Although I didn’t think we were out of it totally at half-time (a hope that was based completely on the strong wind we’d have in the second half), my main concern at half-time – which I voiced to all and sundry round me at the break – was that we would be the ones who’d lose a player first. I’m no clairvoyant but the crass incompetence shown by the ref in the first half, allied to rising frustration in our ranks, made me worried and, sure enough, we didn’t have long to wait. Pat Harte did use the elbow and it could have merited a sending-off but, if so, Galway should have been down to thirteen at that stage. The sending-off came shortly after a melee – which the ref missed completely and allowed play to continue while the battle was in full flight around the middle – that was started with Coleman clattering into Harte and knocking him to the ground. If Harte deserved to walk, then so too did Coleman and although the scut did so later, the match was well over then.
With Pat gone, we were truly buggered and this was confirmed with the rather sad sight of a patently unfit Super Mac being sent into action. My hope in advance was that we wouldn’t see Mac in action at all today as I felt that if we did, we’d really be in trouble. I can’t say that I understand why we brought him on – Killer, Aidan Campbell and Marty Mac were all on the bench, all of whom were potential scorers – and he did little when he did come on. Similarly, I didn’t see the logic in replacing Alan Dillon with Austie. Dillon wasn’t doing much but Austie did even less.
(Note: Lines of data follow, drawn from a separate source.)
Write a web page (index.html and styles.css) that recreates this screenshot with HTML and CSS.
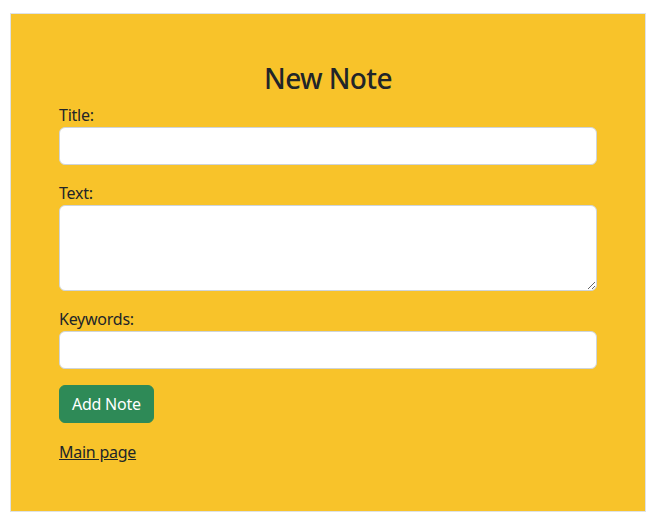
FILE: index.html
```html
<!DOCTYPE html>
<html>
<head>
<meta charset="utf-8">
<link rel="stylesheet" href="styles.css">
</head>
<body>
<div class="card">
  <h3 class="title">New Note</h3>
  <form class="form">
    <div class="field">
      <label class="label">Title:</label>
      <input class="input" type="text">
    </div>
    <div class="field">
      <label class="label">Text:</label>
      <textarea class="input area"></textarea>
    </div>
    <div class="field">
      <label class="label">Keywords:</label>
      <input class="input" type="text">
    </div>
    <div class="actions">
      <button class="btn" type="button">Add Note</button>
    </div>
  </form>
  <a class="link" href="#">Main page</a>
</div>
</body>
</html>
```
FILE: styles.css
```css
html, body { margin: 0; padding: 0; background: #fff; }
body {
  font-family: "Noto Sans", "Open Sans", sans-serif;
  font-size: 16px;
  line-height: 24px;
  letter-spacing: -0.25px;
  color: #212529;
  padding: 13px 14px 0 10px;
}
.card {
  background: #f8c32a;
  border: 1px solid #dee2e6;
  padding: 47px 48px 47px 48px;
  display: flex;
  flex-direction: column;
  align-items: flex-start;
}
.title {
  align-self: stretch;
  text-align: center;
  font-size: 28px;
  font-weight: 500;
  line-height: 34px;
  letter-spacing: -0.6px;
  margin: 0 0 8px 0;
}
.form { align-self: stretch; display: flex; flex-direction: column; gap: 16px; }
.field { display: flex; flex-direction: column; }
.label { display: block; }
.input {
  box-sizing: border-box;
  width: 100%;
  height: 38px;
  border: 1px solid #ced4da;
  border-radius: 6px;
  background: #fff;
  margin: 0;
  font: inherit;
  padding: 6px 12px;
}
.area { height: 86px; resize: vertical; display: block; }
.actions { display: flex; }
.btn {
  height: 38px;
  padding: 0 12px;
  background: #2e8a57;
  color: #fff;
  border: 1px solid #2e8a57;
  border-radius: 6px;
  font: inherit;
  letter-spacing: -0.25px;
}
.link {
  margin-top: 17px;
  color: #212529;
  text-decoration: underline;
}
```
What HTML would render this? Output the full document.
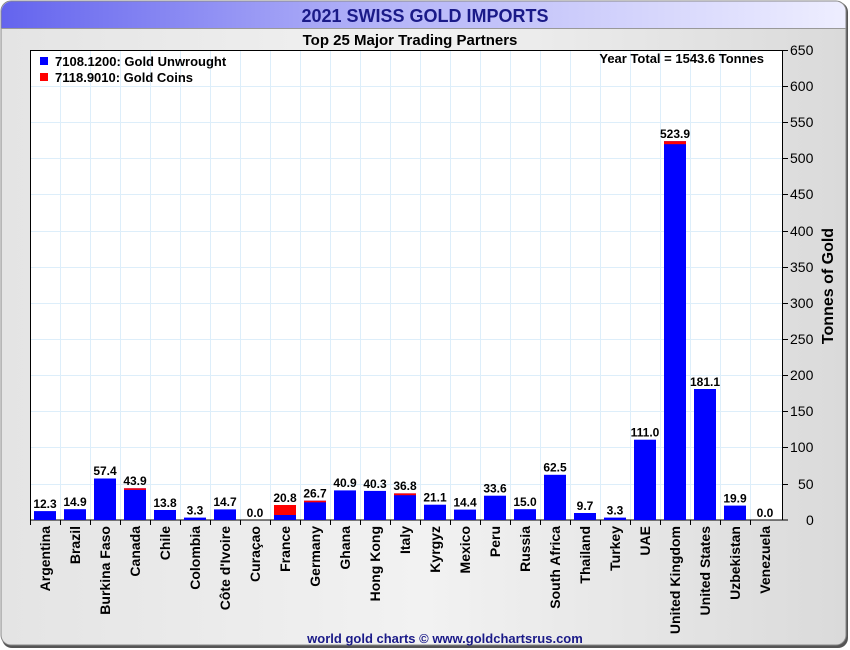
<!DOCTYPE html>
<html><head><meta charset="utf-8"><style>
body{margin:0;width:850px;height:650px;background:#fff;overflow:hidden}
svg{display:block;font-family:"Liberation Sans",Arial,sans-serif}
</style></head><body>
<svg width="850" height="650" viewBox="0 0 850 650">
<defs>
<linearGradient id="tb" x1="0" x2="1" y1="0" y2="0"><stop offset="0" stop-color="#6464ee"/><stop offset="0.45" stop-color="#b4b4f8"/><stop offset="1" stop-color="#eeeeff"/></linearGradient>
<linearGradient id="bg" x1="0" x2="1" y1="0" y2="0"><stop offset="0" stop-color="#e4e4e4"/><stop offset="0.5" stop-color="#f2f2f2"/><stop offset="1" stop-color="#dadada"/></linearGradient>
</defs>
<rect x="2" y="2" width="846" height="646" rx="10" fill="#555"/>
<rect x="1" y="1" width="845" height="644" rx="10" fill="url(#bg)" stroke="#888" stroke-width="1"/>
<path d="M1.5 28 V11 A10 10 0 0 1 11.5 1.5 H835 A10 10 0 0 1 845.5 11 V28 Z" fill="url(#tb)"/>
<line x1="1" y1="28.5" x2="846" y2="28.5" stroke="#999"/>
<text x="425" y="22" text-anchor="middle" font-size="18" font-weight="bold" fill="#1a1a88">2021 SWISS GOLD IMPORTS</text>
<text x="410" y="45" text-anchor="middle" font-size="15" font-weight="bold" fill="#000">Top 25 Major Trading Partners</text>
<rect x="30.5" y="50.5" width="752" height="469.5" fill="#fff" stroke="#000"/>
<g stroke="#ddeefa" stroke-width="1">
<path d="M60.5 51V520M90.5 51V520M120.5 51V520M150.5 51V520M180.5 51V520M210.5 51V520M240.5 51V520M270.5 51V520M300.5 51V520M330.5 51V520M360.5 51V520M390.5 51V520M420.5 51V520M450.5 51V520M480.5 51V520M510.5 51V520M540.5 51V520M570.5 51V520M600.5 51V520M630.5 51V520M660.5 51V520M690.5 51V520M720.5 51V520M750.5 51V520"/>
<path d="M31 86.5H782M31 122.5H782M31 158.5H782M31 194.5H782M31 231.5H782M31 267.5H782M31 303.5H782M31 339.5H782M31 375.5H782M31 411.5H782M31 447.5H782M31 484.5H782"/>
</g>
<rect x="30.5" y="50.5" width="752" height="469.5" fill="none" stroke="#000"/>
<rect x="40" y="57" width="8" height="8" fill="#0000ff"/>
<rect x="40" y="73" width="8" height="8" fill="#ff0000"/>
<g font-size="13" font-weight="bold" fill="#000">
<text x="55" y="66">7108.1200: Gold Unwrought</text>
<text x="55" y="82">7118.9010: Gold Coins</text>
<text x="764" y="63" text-anchor="end">Year Total = 1543.6 Tonnes</text>
</g>
<g fill="#0000ff">
<rect x="34" y="511.1" width="22" height="8.9"/>
<rect x="64" y="509.2" width="22" height="10.8"/>
<rect x="94" y="478.5" width="22" height="41.5"/>
<rect x="124" y="488.3" width="22" height="31.7"/>
<rect x="154" y="510" width="22" height="10"/>
<rect x="184" y="517.6" width="22" height="2.4"/>
<rect x="214" y="509.4" width="22" height="10.6"/>
<rect x="274" y="505" width="22" height="15"/>
<rect x="304" y="500.7" width="22" height="19.3"/>
<rect x="334" y="490.4" width="22" height="29.6"/>
<rect x="364" y="490.9" width="22" height="29.1"/>
<rect x="394" y="493.4" width="22" height="26.6"/>
<rect x="424" y="504.7" width="22" height="15.3"/>
<rect x="454" y="509.6" width="22" height="10.4"/>
<rect x="484" y="495.7" width="22" height="24.3"/>
<rect x="514" y="509.2" width="22" height="10.8"/>
<rect x="544" y="474.8" width="22" height="45.2"/>
<rect x="574" y="513" width="22" height="7"/>
<rect x="604" y="517.6" width="22" height="2.4"/>
<rect x="634" y="439.7" width="22" height="80.3"/>
<rect x="664" y="141.2" width="22" height="378.8"/>
<rect x="694" y="389" width="22" height="131"/>
<rect x="724" y="505.6" width="22" height="14.4"/>
</g>
<g fill="#ff0000">
<rect x="124" y="488.3" width="22" height="1.6"/>
<rect x="274" y="505" width="22" height="10"/>
<rect x="304" y="500.7" width="22" height="1.6"/>
<rect x="394" y="493.4" width="22" height="1.8"/>
<rect x="664" y="141.2" width="22" height="3"/>
</g>
<g font-size="12" font-weight="bold" text-anchor="middle" fill="#000">
<text x="45" y="508">12.3</text><text x="75" y="506">14.9</text><text x="105" y="475">57.4</text><text x="135" y="485">43.9</text><text x="165" y="507">13.8</text><text x="195" y="514.5">3.3</text><text x="225" y="506">14.7</text><text x="255" y="517">0.0</text><text x="285" y="502">20.8</text><text x="315" y="497.5">26.7</text><text x="345" y="487">40.9</text><text x="375" y="488">40.3</text><text x="405" y="490">36.8</text><text x="435" y="501.5">21.1</text><text x="465" y="506.5">14.4</text><text x="495" y="492.5">33.6</text><text x="525" y="506">15.0</text><text x="555" y="471.5">62.5</text><text x="585" y="510">9.7</text><text x="615" y="514.5">3.3</text><text x="645" y="436.5">111.0</text><text x="675" y="138">523.9</text><text x="705" y="386">181.1</text><text x="735" y="502.5">19.9</text><text x="765" y="517">0.0</text>
</g>
<path stroke="#000" d="M30.5 520V525M60.5 520V525M90.5 520V525M120.5 520V525M150.5 520V525M180.5 520V525M210.5 520V525M240.5 520V525M270.5 520V525M300.5 520V525M330.5 520V525M360.5 520V525M390.5 520V525M420.5 520V525M450.5 520V525M480.5 520V525M510.5 520V525M540.5 520V525M570.5 520V525M600.5 520V525M630.5 520V525M660.5 520V525M690.5 520V525M720.5 520V525M750.5 520V525M782 50.5H788M782 86.5H788M782 122.5H788M782 158.5H788M782 194.5H788M782 231.5H788M782 267.5H788M782 303.5H788M782 339.5H788M782 375.5H788M782 411.5H788M782 447.5H788M782 484.5H788M782 520H788"/>
<g font-size="14" fill="#000">
<text x="790" y="55">650</text><text x="790" y="91">600</text><text x="790" y="127">550</text><text x="790" y="163">500</text><text x="790" y="199">450</text><text x="790" y="236">400</text><text x="790" y="272">350</text><text x="790" y="308">300</text><text x="790" y="344">250</text><text x="790" y="380">200</text><text x="790" y="416">150</text><text x="790" y="452">100</text><text x="798" y="489">50</text><text x="806" y="525">0</text>
</g>
<text transform="translate(833,286) rotate(-90)" text-anchor="middle" font-size="16" font-weight="bold" fill="#000">Tonnes of Gold</text>
<g font-size="14" font-weight="bold" fill="#000" text-anchor="end">
<text transform="translate(50,526) rotate(-90)">Argentina</text>
<text transform="translate(80,526) rotate(-90)">Brazil</text>
<text transform="translate(110,526) rotate(-90)">Burkina Faso</text>
<text transform="translate(140,526) rotate(-90)">Canada</text>
<text transform="translate(170,526) rotate(-90)">Chile</text>
<text transform="translate(200,526) rotate(-90)">Colombia</text>
<text transform="translate(230,526) rotate(-90)">Côte d'Ivoire</text>
<text transform="translate(260,526) rotate(-90)">Curaçao</text>
<text transform="translate(290,526) rotate(-90)">France</text>
<text transform="translate(320,526) rotate(-90)">Germany</text>
<text transform="translate(350,526) rotate(-90)">Ghana</text>
<text transform="translate(380,526) rotate(-90)">Hong Kong</text>
<text transform="translate(410,526) rotate(-90)">Italy</text>
<text transform="translate(440,526) rotate(-90)">Kyrgyz</text>
<text transform="translate(470,526) rotate(-90)">Mexico</text>
<text transform="translate(500,526) rotate(-90)">Peru</text>
<text transform="translate(530,526) rotate(-90)">Russia</text>
<text transform="translate(560,526) rotate(-90)">South Africa</text>
<text transform="translate(590,526) rotate(-90)">Thailand</text>
<text transform="translate(620,526) rotate(-90)">Turkey</text>
<text transform="translate(650,526) rotate(-90)">UAE</text>
<text transform="translate(680,526) rotate(-90)">United Kingdom</text>
<text transform="translate(710,526) rotate(-90)">United States</text>
<text transform="translate(740,526) rotate(-90)">Uzbekistan</text>
<text transform="translate(770,526) rotate(-90)">Venezuela</text>
</g>
<text x="445" y="643" text-anchor="middle" font-size="13" font-weight="bold" fill="#1a1a88">world gold charts © www.goldchartsrus.com</text>
</svg>
</body></html>
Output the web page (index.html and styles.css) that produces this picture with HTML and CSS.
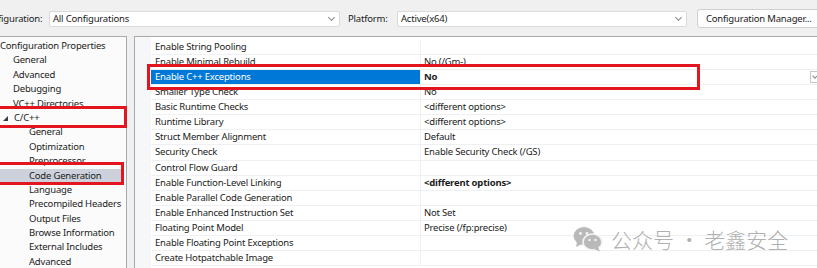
FILE: index.html
```html
<!DOCTYPE html>
<html lang="en">
<head>
  <meta charset="UTF-8" />
  <title>Property Pages - C/C++ Code Generation</title>
  <link rel="stylesheet" href="styles.css">
</head>
<body>
  <!-- Configuration / platform bar -->
  <div class="toolbar">
    <span class="label label-config">Configuration:</span>
    <div class="combo combo-config">
      <span>All Configurations</span>
      <span class="chevron"></span>
    </div>
    <span class="label label-platform">Platform:</span>
    <div class="combo combo-platform">
      <span>Active(x64)</span>
      <span class="chevron"></span>
    </div>
    <div class="btn">Configuration Manager...</div>
  </div>

  <div class="main">
    <!-- Left property tree -->
    <div class="tree">
      <div class="node lvl0">Configuration Properties</div>
      <div class="node lvl1">General</div>
      <div class="node lvl1">Advanced</div>
      <div class="node lvl1">Debugging</div>
      <div class="node lvl1">VC++ Directories</div>
      <div class="node lvl1 open"><span class="arrow"></span>C/C++</div>
      <div class="node lvl2">General</div>
      <div class="node lvl2">Optimization</div>
      <div class="node lvl2">Preprocessor</div>
      <div class="node lvl2 current">Code Generation</div>
      <div class="node lvl2">Language</div>
      <div class="node lvl2">Precompiled Headers</div>
      <div class="node lvl2">Output Files</div>
      <div class="node lvl2">Browse Information</div>
      <div class="node lvl2">External Includes</div>
      <div class="node lvl2">Advanced</div>
    </div>

    <!-- Property grid -->
    <div class="grid">
      <div class="gutter"></div>
      <div class="rows">
        <div class="row"><div class="name">Enable String Pooling</div><div class="value"></div></div>
        <div class="row"><div class="name">Enable Minimal Rebuild</div><div class="value">No (/Gm-)</div></div>
        <div class="row selected"><div class="name">Enable C++ Exceptions</div><div class="value bold">No<span class="drop"></span></div></div>
        <div class="row"><div class="name">Smaller Type Check</div><div class="value">No</div></div>
        <div class="row"><div class="name">Basic Runtime Checks</div><div class="value">&lt;different options&gt;</div></div>
        <div class="row"><div class="name">Runtime Library</div><div class="value">&lt;different options&gt;</div></div>
        <div class="row"><div class="name">Struct Member Alignment</div><div class="value">Default</div></div>
        <div class="row"><div class="name">Security Check</div><div class="value">Enable Security Check (/GS)</div></div>
        <div class="row"><div class="name">Control Flow Guard</div><div class="value"></div></div>
        <div class="row"><div class="name">Enable Function-Level Linking</div><div class="value bold">&lt;different options&gt;</div></div>
        <div class="row"><div class="name">Enable Parallel Code Generation</div><div class="value"></div></div>
        <div class="row"><div class="name">Enable Enhanced Instruction Set</div><div class="value">Not Set</div></div>
        <div class="row"><div class="name">Floating Point Model</div><div class="value">Precise (/fp:precise)</div></div>
        <div class="row"><div class="name">Enable Floating Point Exceptions</div><div class="value"></div></div>
        <div class="row"><div class="name">Create Hotpatchable Image</div><div class="value"></div></div>
      </div>
    </div>
  </div>

  <!-- red annotation boxes -->
  <div class="mark mark-cpp"></div>
  <div class="mark mark-codegen"></div>
  <div class="mark mark-exceptions"></div>

  <!-- watermark -->
  <div class="watermark">
    <svg class="wx" width="30" height="26" viewBox="0 0 30 26">
      <ellipse cx="11" cy="10" rx="10.5" ry="9" fill="#b9b9b9"/>
      <path d="M4 16 L3 21 L9 18 Z" fill="#b9b9b9"/>
      <ellipse cx="19.5" cy="16" rx="9.5" ry="8" fill="#b9b9b9" stroke="#f4f4f4" stroke-width="1.6"/>
      <path d="M25 21 L27 25.5 L21 23 Z" fill="#b9b9b9"/>
      <circle cx="7.5" cy="7.5" r="1.4" fill="#f4f4f4"/>
      <circle cx="14" cy="7.5" r="1.4" fill="#f4f4f4"/>
      <circle cx="16.5" cy="14" r="1.2" fill="#f4f4f4"/>
      <circle cx="22.5" cy="14" r="1.2" fill="#f4f4f4"/>
    </svg>
    <span>公众号 · 老鑫安全</span>
  </div>
</body>
</html>
```

FILE: styles.css
```css
/* Property pages dialog */
body { margin: 0; width: 817px; height: 268px; overflow: hidden; background: #f0f0f0; color: #1b1b1b; font-family: "Noto Sans", "Open Sans", sans-serif; font-size: 9.5px; letter-spacing: -0.2px; position: relative; }

.toolbar { height: 36px; display: flex; align-items: center; }
.toolbar > * { flex-shrink: 0; }
.label { white-space: nowrap; }
.label-config { margin-left: -19px; width: 68px; }
.label-platform { margin-left: 8px; width: 49px; }
.combo { height: 16px; box-sizing: border-box; background: #fff; border: 1px solid #dadada; border-radius: 2px; display: flex; align-items: center; justify-content: space-between; padding: 0 5px 0 3px; margin-top: 1px; }
.combo-config { width: 291px; }
.combo-platform { width: 290px; }
.chevron { width: 4px; height: 4px; border-right: 1px solid #8a8a8a; border-bottom: 1px solid #8a8a8a; transform: rotate(45deg); margin-top: -3px; }
.btn { margin-left: 10px; height: 19px; box-sizing: border-box; border: 1px solid #d0d0d0; border-radius: 3px; background: #fdfdfd; padding: 0 8px; display: flex; align-items: center; white-space: nowrap; margin-top: 1px; }

.main { display: flex; gap: 7px; height: 232px; }
.tree { width: 126px; flex-shrink: 0; background: #fbfbfb; border-top: 1px solid #a9a9a9; border-right: 1px solid #a9a9a9; padding-top: 2px; }
.node { height: 14.4px; line-height: 14.4px; white-space: nowrap; }
.lvl0 { padding-left: 0; }
.lvl1 { padding-left: 13px; }
.lvl2 { padding-left: 29px; }
.open { padding-left: 3px; }
.arrow { display: inline-block; width: 0; height: 0; border-left: 5px solid transparent; border-bottom: 5px solid #3a3a3a; margin-right: 6px; vertical-align: 0; }
.current { background: #cdd1db; margin-right: 5px; }

.grid { flex: 1; display: flex; background: #fff; border-top: 1px solid #a9a9a9; border-left: 1px solid #a9a9a9; }
.gutter { width: 16px; background: #f6f7f9; }
.rows { flex: 1; padding-top: 2.5px; }
.row { display: flex; height: 15.14px; box-sizing: border-box; border-bottom: 1px solid #eef0f4; }
.name { width: 270px; box-sizing: border-box; padding-left: 4px; line-height: 14.5px; white-space: nowrap; border-right: 1px solid #eef0f4; }
.value { flex: 1; padding-left: 3px; line-height: 14.5px; white-space: nowrap; position: relative; }
.bold { font-weight: bold; }
.selected .name { background: #0078d7; color: #fff; }
.drop { position: absolute; right: -2px; top: 1px; width: 9px; height: 12px; box-sizing: border-box; border: 1px solid #c8c8c8; background: #fff; }
.drop::after { content: ""; position: absolute; left: 2px; top: 2px; width: 3px; height: 3px; border-right: 1px solid #888; border-bottom: 1px solid #888; transform: rotate(45deg); }

/* red highlight annotations */
.mark { position: absolute; border: 3px solid #e3151f; box-sizing: border-box; }
.mark-cpp { left: -4px; top: 106px; width: 131px; height: 22px; }
.mark-codegen { left: -4px; top: 162px; width: 128px; height: 23px; }
.mark-exceptions { left: 147px; top: 64px; width: 553px; height: 26px; }

.watermark { position: absolute; left: 573px; top: 224px; display: flex; align-items: center; gap: 8px; color: #b0b0b0; font-family: "Noto Sans CJK SC", sans-serif; font-size: 21px; font-weight: 300; letter-spacing: 0; white-space: nowrap; }
```
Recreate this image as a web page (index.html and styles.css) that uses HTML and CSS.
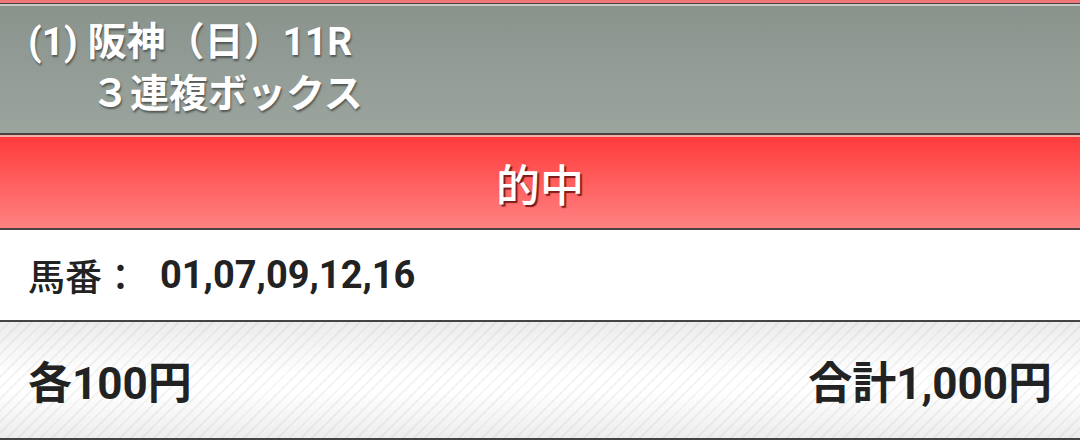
FILE: index.html
```html
<!DOCTYPE html>
<html lang="ja">
<head>
  <meta charset="UTF-8">
  <meta name="viewport" content="width=device-width, initial-scale=1.0">
  <title>的中 - 3連複ボックス</title>
  <link rel="stylesheet" href="styles.css">
</head>
<body>
  <div class="ticket">
    <!-- レース情報 -->
    <div class="race-header">
      <p class="race-name">(1) 阪神（日）11R</p>
      <p class="bet-type">３連複ボックス</p>
    </div>
    <!-- 結果 -->
    <div class="result-bar">的中</div>
    <!-- 馬番 -->
    <div class="numbers-row">
      <span class="label">馬番：</span>
      <span class="numbers">01,07,09,12,16</span>
    </div>
    <!-- 金額 -->
    <div class="amount-row">
      <span>各100円</span>
      <span>合計1,000円</span>
    </div>
  </div>
</body>
</html>
```

FILE: styles.css
```css
* {
  margin: 0;
  padding: 0;
  box-sizing: border-box;
}
body {
  font-family: 'Roboto', 'Noto Sans CJK JP', sans-serif;
  background: #fff;
  width: 1080px;
  height: 440px;
  overflow: hidden;
}
.ticket {
  border-top: 3px solid #f07878;
}
/* レース情報 */
.race-header {
  height: 132px;
  border-top: 1px solid #4a3f3f;
  border-bottom: 2px solid #4a4040;
  box-shadow: inset 0 2px 0 #c8cac8;
  background: linear-gradient(#8a928c, #9ba59e);
  color: #fff;
  padding: 12px 28px 0;
  text-shadow: 1px 2px 2px rgba(40, 40, 40, 0.6);
  font-weight: 700;
  font-size: 39px;
  line-height: 52px;
}
.bet-type {
  padding-left: 63px;
}
/* 的中バー */
.result-bar {
  height: 95px;
  border-top: 2px solid #f0b0a8;
  border-bottom: 2px solid #4a4040;
  background: linear-gradient(#ff3b3b, #ff8282);
  color: #fff;
  font-size: 44px;
  font-weight: 500;
  display: flex;
  align-items: center;
  justify-content: center;
  text-shadow: 2px 2px 1px #7a1c1c;
}
/* 馬番 */
.numbers-row {
  height: 92px;
  border-bottom: 2px solid #444;
  display: flex;
  align-items: center;
  padding: 0 28px;
  color: #222;
  font-size: 38px;
  font-weight: 700;
}
.numbers-row .label {
  font-weight: 500;
  font-size: 37px;
  width: 132px;
}
/* 金額 */
.amount-row {
  height: 120px;
  border-bottom: 4px solid #444;
  display: flex;
  justify-content: space-between;
  align-items: center;
  padding: 0 28px;
  color: #222;
  font-size: 44px;
  font-weight: 700;
  background:
    repeating-linear-gradient(-45deg, rgba(0,0,0,0) 0, rgba(0,0,0,0) 6px, rgba(0,0,0,0.045) 6px, rgba(0,0,0,0.045) 8px),
    linear-gradient(#ececec, #fff 45%, #fff 60%, #ededed);
}
```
As I said, I did think we had a chance with the strong wind behind us in the second half, despite being two goals down at half-time (the same deficit as in last year’s All-Ireland). However, when Conor’s shot came back off the post early in the second half and then Pat Harte’s effort was saved soon after, you could sense that nothing was going to go our way today. In the end, Galway outscored us in the second half too but long before the final whistle, we’d lost all shape and purpose.
So that’s our 2007 Connacht championship campaign done with. Gone with it, too, are any hopes Johnno might have had for that final seat in Mayo come Thursday. I can’t see too many sympathetic FFrs giving him the kind of 2s, 3s and 4s that he’d have needed to keep him in the hunt for the final seat. Indeed, he could be wanting for no.1s as well.
More to the point, also gone is our nice, handy route to the All-Ireland series. Instead, we’ll have to fight our way through the qualifiers and, as we showed again today, fighting just isn’t our forte. It had better start becoming part of our armoury, otherwise we can kiss goodbye to any chance of having a big day out in Croker later in the Summer.
All is, however, not lost. We have seven weeks to regroup and to prepare for the qualifiers and while it would now be fanciful in the extreme to imagine us as contenders for Sam this year, we can certainly position ourselves as one of the teams that could ask severe questions of those who think they are. We’re a hell of a better side than we showed today but now we’ve got to use the time available to us to show that this is the case.
PS I have some video clips from today's match (unsurprisingly only the pointed frees we scored) but I'm still operating on GPRS and won't be able to upload them till I'm back on the other side of the digital divide. I should get them up on Tuesday but I don't expect there'll be a stampede to view them.